TNFD metrics are mapped throughout Keystone’s 3.0’s biodiversity pillar. As each project is assessed, relevant metrics are extracted directly, giving buyers the quantifiable data they need for their TNFD reporting. On the social side, the detailed indicators around consent, Indigenous rights, and labour rights align directly with the due diligence requirements of the EU's CSRD and the UN Guiding Principles. Keystone 3.0 was built so that the connection to disclosure frameworks isn't an add-on, it's embedded.

Why did Earthly bring back the red-flag system that was removed after Keystone 0.0?

The red-flag system in Keystone 0.0 was an effective way to surface project risks clearly and quickly. As the framework matured through Keystone 1.0 and Keystone 2.0, the focus shifted toward nuanced, evidence-based scoring, and red flags were retired in favour of that depth. As the market matured further, it became clear that corporate buyers needed both: the full scoring picture for due diligence, and clear risk signals for faster decision-making.

What types of projects can Keystone 3.0 assess?
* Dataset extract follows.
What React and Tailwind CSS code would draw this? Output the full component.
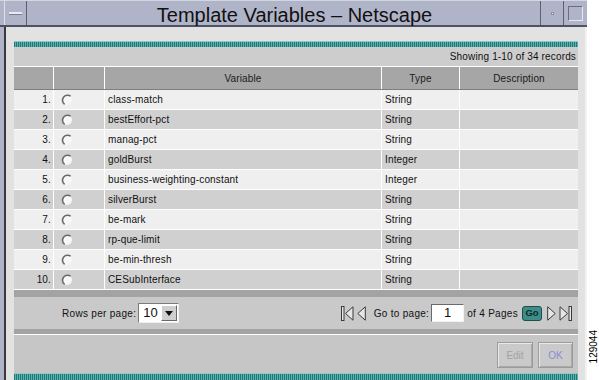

Keystone 3.0 is designed to be registry-agnostic and ecosystem-agnostic, with context-specific questions that adapt to different environments, geographies and community contexts. It includes dedicated sections for different project types, including a specific carbon section for biodiversity and tree planting projects, so that all nature-based solutions are assessed against criteria that actually fit them, rather than being forced into a single mould.